In contrast, this is how APS could terminate the Agreement: "APS cannot terminate this Agreement unless it is violated by Burford." The appeals court found it significant that Burford's contract violation was the exclusive basis under which APS could terminate the Agreement. To the trial court, the provision was superfluous – of course, a party can terminate an agreement when the other party breaches. But to Judge Hamilton, this violated a canon of contract construction to interpret contracts to give every provision meaning. By making this the exclusive basis for termination, APS gave up its right to terminate at will, which might have been implied otherwise.

In our Risk Management Update on the Rico case (referenced above), we classified agreements as follows:

  1. Agreements that simply provide that they can only be terminated with the consent of both parties will be treated as agreements of indefinite duration, thus being terminable at will by either party.
  2. Agreements that provide that they can be terminated with the consent of both parties might be enforced if a contingency is added that permits termination, which would make the termination provision more definite and more likely to be enforced.
  3. Agreements that provide that a party "may" terminate upon a certain event (not just at will) may permit that party to terminate at will, since "may" suggests that the events are not exclusive.
  4. Agreements providing that the events that trigger termination are the exclusive reasons for termination may save the termination provision and permit it to be enforced.

Apparently the trial court classified the APS Agreement in the first category – an agreement that could only be terminated with the consent of both parties.

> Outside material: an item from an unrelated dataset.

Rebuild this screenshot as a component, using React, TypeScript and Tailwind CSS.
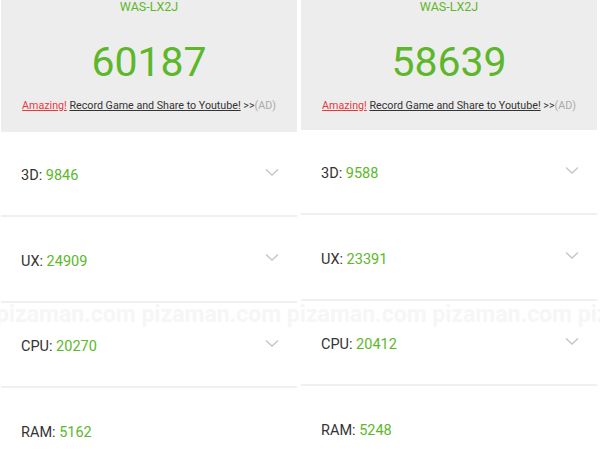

But Judge Hamilton took a different view. His analysis was that the parties had used their freedom of contract to balance their risks and benefits.

  • APS agreed that it could only terminate if Burford violated the Agreement. This limited APS but protected Burford from the risk of building goodwill in his territory, only to be terminated by APS, which could then take advantage of Burford's efforts. Notably, poor performance was a violation of the Agreement and could be a basis for termination.
  • Burford could terminate at any time, with or without cause. This gave Burford flexibility, but the non-competition provision also limited Burford after termination and protected APS.

So, Judge Hamilton would likely classify the APS Agreement in the fourth category – an indefinite agreement that included exclusive reasons for termination.

The Burford case illustrates the balance the courts strike between the policy that disfavors perpetual contracts versus the policy that allows parties freedom of contract. Courts will strike down perpetual contracts (as in the Rico case). But courts will allow parties to restrict their ability to terminate an agreement (as in the Burford case).

In the Rico case, legal counsel did not prepare the agreement. Although not noted by Judge Hamilton, it seems likely legal counsel did not prepare the APS Agreement either. But even experienced legal counsel should be sensitive to how renewal and termination provisions would be analyzed by a court so as to avoid unintended results, as seems to have happened in both the Rico and the Burford cases.